Schade ist nur, was in einigen Fällen daraus gemacht wird. Der Triple Cask 12yo, der bis vor einiger Zeit noch unter dem Namen Fine Oak zu haben war, hat weder mir noch meiner Frau wirklich zugesagt. Der Whisky bietet Vanille und Karamell, dabei aber auch sehr viel Eiche. Kaum einer der Teilnehmer unserer Reise war von dieser Abfüllung überzeugt. Anders war es bei der Edition No. 4, die mit 48,4% abgefüllt wurde. Hier gab es deutlich mehr Kraft durch den erhöhten Alkoholgehalt, der Macallan durchaus sehr gut steht, sowie schöne Rosinen und Trockenfrüchte. Dass man für diesen Whisky jedoch GBP 190,- auf die Theke legen muss, führt das Preis-Leistungs-Verhältnis ad absurdum.

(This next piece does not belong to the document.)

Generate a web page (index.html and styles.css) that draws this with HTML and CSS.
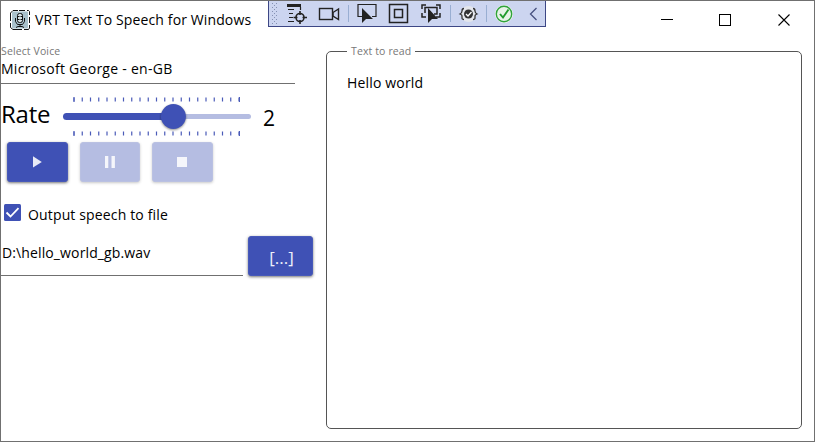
FILE: index.html
```html
<!DOCTYPE html>
<html lang="en">
<head>
<meta charset="utf-8">
<title>VRT Text To Speech for Windows</title>
<link rel="stylesheet" href="styles.css">
</head>
<body>
<div class="window">
  <header class="titlebar">
    <svg class="app-icon" width="20" height="20" viewBox="0 0 20 20">
      <rect x=".5" y=".5" width="19" height="19" rx="2.500" fill="#fff"/>
      <path d="M3 .5h5M9 .5h6M17 .5h1.500l1 1V5M19.500 7v6M19.500 15v3l-1 1.500H14M12 19.500H3l-2.500-2V13M.5 11V3L3 .5" fill="none" stroke="#111"/>
      <rect x="2" y="1.500" width="16" height="17" rx="1" fill="#a9c1cb"/>
      <rect x="7.500" y="3.500" width="5" height="9" rx="2" fill="#d5e0e4" stroke="#111"/>
      <path d="M8 6.500h1.500M10.500 6.500H12M8 9.500h1.500M10.500 9.500H12M5.500 8v3.500l2 3h5l2-3V8M10 14v2.500M6 17.500l2-1h4l2 1" fill="none" stroke="#111"/>
    </svg>
    <h1 class="title">VRT Text To Speech for Windows</h1>
    <svg class="caption" width="132" height="14" viewBox="0 0 132 14">
      <path d="M1 6.500h12" stroke="#000"/>
      <rect x="59.500" y="1.500" width="11" height="11" fill="none" stroke="#000"/>
      <path d="M118.500 1.500l11 11M129.500 1.500l-11 11" stroke="#000" stroke-width="1.100"/>
    </svg>
  </header>

  <svg class="debug-bar" width="278" height="27" viewBox="0 0 278 27">
    <rect x=".5" y=".5" width="277" height="26" fill="#ccd5f0" stroke="#3d4785"/>
    <g stroke="#8490b3" stroke-dasharray="1 3">
      <path d="M4.500 3v21M8.500 3v21"/><path d="M6.500 5v18"/>
    </g>
    <g fill="none" stroke="#222" stroke-width="1.200">
      <path d="M19 5.500h14" stroke-width="3"/>
      <path d="M20 9.500h6M21 13.500h4M21 17.500h4M20 21.500h6M32.500 7v3"/>
      <circle cx="32" cy="17.500" r="4" stroke-width="1.600"/><path d="M32 11v4M32 20v4M25.500 17.500h4M34.500 17.500H39" stroke-width="1.600"/>
      <rect x="51.500" y="8.500" width="13" height="11" stroke-width="1.400"/><path d="M65 12.500l5.500-3.500v10.500l-5.500-3.500z" stroke-width="1.400"/>
      <path d="M94 16.500h-4v-12h18v12h-4"/>
      <rect x="121.500" y="4.500" width="18" height="18" stroke-width="1.500"/><rect x="126.500" y="9.500" width="8" height="8" stroke-width="1.500"/>
      <path d="M154 9V5h4M168 5h4v4M154 13v4h4M168 17h4v-4M157 13V7.500h12V14h-3" stroke-width="1.500"/>
    </g>
    <path d="M94 8v15l4-4h7z" fill="#222"/>
    <path d="M160 8v15l4-4h6z" fill="#222"/>
    <path d="M80.500 5v17M182.500 5v17M218.500 5v17" stroke="#99aed2"/>
    <circle cx="200.500" cy="14" r="8" fill="#e4e6eb"/>
    <circle cx="200.500" cy="14" r="4.500" fill="#333"/>
    <path d="M198 14l2 2 3.500-4" fill="none" stroke="#fff" stroke-width="1.300"/>
    <path d="M196 8.500c-2 0-2 1-2 2.500s0 2-2 3c2 1 2 1 2 3s0 2.500 2 2.500M205 8.500c2 0 2 1 2 2.500s0 2 2 3c-2 1-2 1-2 3s0 2.500-2 2.500" fill="none" stroke="#333" stroke-width="1.300"/>
    <circle cx="236" cy="14" r="9" fill="#f3f7f3"/>
    <circle cx="236" cy="14" r="7.700" fill="#e6f3e6" stroke="#2fa33a" stroke-width="1.400"/>
    <path d="M232 14l3 3.500 5.500-8" fill="none" stroke="#219b2c" stroke-width="1.900"/>
    <path d="M268.500 8l-6 6 6 6" fill="none" stroke="#47507f" stroke-width="1.300"/>
  </svg>

  <main class="content">
    <section class="controls">
      <div class="voice">
        <div class="voice-label"><span>Select Voice</span></div>
        <div class="voice-value"><span>Microsoft George - en-GB</span></div>
      </div>

      <div class="rate">
        <span class="rate-label">Rate</span>
        <svg class="slider" width="194" height="46" viewBox="0 0 194 46">
          <g stroke="#4a5bb8" stroke-width="4" stroke-dasharray="1.200 7.050">
            <path d="M13.400 6.500H180"/><path d="M13.400 40.500H180"/>
          </g>
          <path d="M14 4v5M14 38v5M179.500 4v5M179.500 38v5" stroke="#4a5bb8"/>
          <path d="M113 23.500h75.500" stroke="#b5bde2" stroke-width="5" stroke-linecap="round"/>
          <path d="M6.500 23.500H113" stroke="#3f51b5" stroke-width="7" stroke-linecap="round"/>
          <circle class="thumb" cx="113.400" cy="23.500" r="12.500" fill="#3f51b5"/>
        </svg>
        <span class="rate-value">2</span>
      </div>

      <div class="playback">
        <button class="btn"><svg width="12" height="12" viewBox="0 0 12 12"><path d="M2 .3v11.200l8.800-5.600z" fill="#e8eaf6"/></svg></button>
        <button class="btn off"><svg width="12" height="12" viewBox="0 0 12 12"><path d="M1 0h3.300v12H1zM7.500 0h3.400v12H7.500z" fill="#f5f6fb"/></svg></button>
        <button class="btn off"><svg width="12" height="12" viewBox="0 0 12 12"><path d="M1 1h10v10H1z" fill="#f5f6fb"/></svg></button>
      </div>

      <div class="output">
        <svg width="17" height="17" viewBox="0 0 17 17"><rect width="17" height="17" rx="1.500" fill="#3f51b5"/><path d="M2.500 8.500l4 4 8-8.300" fill="none" stroke="#fff" stroke-width="1.800"/></svg>
        <span class="output-label">Output speech to file</span>
      </div>

      <div class="file">
        <div class="path"><span>D:\hello_world_gb.wav</span></div>
        <button class="btn browse"><span>[...]</span></button>
      </div>
    </section>

    <fieldset class="reader">
      <legend>Text to read</legend>
      <div class="reader-text"><span>Hello world</span></div>
    </fieldset>
  </main>
</div>
</body>
</html>
```
FILE: styles.css
```css
* { box-sizing: border-box; }
body {
  margin: 0;
  font-family: "Open Sans", "Noto Sans", sans-serif;
  font-size: 14px;
  letter-spacing: 0.12px;
  color: #000;
}
.window {
  position: relative;
  width: 815px;
  height: 442px;
  overflow: hidden;
  border: 1px solid #707070;
  background: #fff;
}
.titlebar {
  display: flex;
  align-items: center;
  height: 37px;
  padding: 0 22px 0 9px;
}
.title {
  margin: 0 0 0 5px;
  font-size: 14px;
  font-weight: 400;
  white-space: nowrap;
}
.caption { margin-left: auto; }
.debug-bar { position: absolute; left: 267px; top: -1px; }
.content { display: flex; }
.controls { width: 325px; height: 403px; }
.voice {
  width: 294px;
  height: 46px;
  padding-top: 6px;
  border-bottom: 1px solid #707070;
}
.voice-label { height: 14px; line-height: 14px; font-size: 10.500px; color: #777; }
.voice-value { height: 24px; line-height: 22px; letter-spacing: 0.27px; }
.rate { display: flex; height: 56px; padding-top: 9px; }
.rate-label { width: 59px; line-height: 42px; font-size: 24px; letter-spacing: -0.2px; white-space: nowrap; }
.slider { flex: none; }
.thumb { filter: drop-shadow(0 1px 1px rgba(0, 0, 0, .45)); }
.rate-value { margin-left: 9px; line-height: 50px; font-size: 21px; }
.playback { display: flex; gap: 12px; padding: 2px 0 0 6px; }
.btn {
  display: flex;
  align-items: center;
  justify-content: center;
  width: 60.500px;
  height: 40px;
  padding: 0;
  border: 1px solid #4759b9;
  border-radius: 3px;
  background: #3f51b5;
  box-shadow: 0 1px 3px rgba(0, 0, 0, .55);
  font-family: inherit;
}
.btn.off {
  border-color: #bac1e2;
  background: #b5bde2;
  box-shadow: 0 1px 3px rgba(0, 0, 0, .22);
}
.output { display: flex; align-items: center; height: 20px; margin-top: 20px; padding-left: 3px; }
.output-label { margin: 4px 0 0 7px; letter-spacing: 0.15px; }
.file { display: flex; align-items: flex-start; gap: 5px; margin-top: 14px; }
.path {
  width: 242px;
  height: 40px;
  padding-left: 1px;
  line-height: 34px;
  border-bottom: 1px solid #707070;
}
.btn.browse { width: 65px; padding: 2px 0 0 2px; color: #f0f1fa; font-size: 17px; }
.reader {
  width: 476px;
  height: 386px;
  min-width: 0;
  margin: 5px 0 0;
  padding: 0 20px;
  border: 1px solid #555;
  border-radius: 5px;
}
legend { padding: 0 4px; line-height: 16px; font-size: 10.500px; color: #777; }
.reader-text { margin-top: 14px; line-height: 20px; letter-spacing: 0.17px; }
```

Wie hat es mir also in den Hobbit-Hügeln insgesamt gefallen? Wenn ich ehrlich bin, habe ich mich dort ab der ersten Minute unwohl gefühlt. Beim Betreten der Hügel fühlt man sich eher an ein Luxus-Hotel erinnert, das zwar mal ganz nett sein kann, bei dem man aber genau weiß, dass die Leute einfach nur ihren Job machen und für ihre übertriebene Freundlichkeit bezahlt werden. Die Führung war mit den vielen Stationen, Effekten und Filmchen wirklich toll und professionell gemacht, aber auch hier fehlte mir die Leidenschaft für das Produkt. Für mich hat die Destillerie weder Herz noch Seele. Man hat sich auf Basis einer sicherlich eindrucksvollen Vergangenheit einen protzigen Prunk-Tempel gebaut, der eigentlich nur zeigt, wie einfach es ist, den Leuten das Geld mit inzwischen leider nur noch mittelmäßigen Abfüllungen aus der Tasche zu ziehen. Vielleicht bin ich zu sehr Whisky-Romantiker, aber das hat mit der in anderen Destillerien spürbaren Leidenschaft nichts mehr zu tun. Hinzu kommt, dass sowohl der Shop wie auch die Bar völlig überzogene Preise aufrufen. Ein Glencairn-Glas für GBP 10,- oder ein Dram vom Macallan Lumina mit in Schottland üblichen 2,5cl für GBP 11,- (Flaschenpreis vor Ort knapp GBP 100,-) sind schlichtweg zu teuer.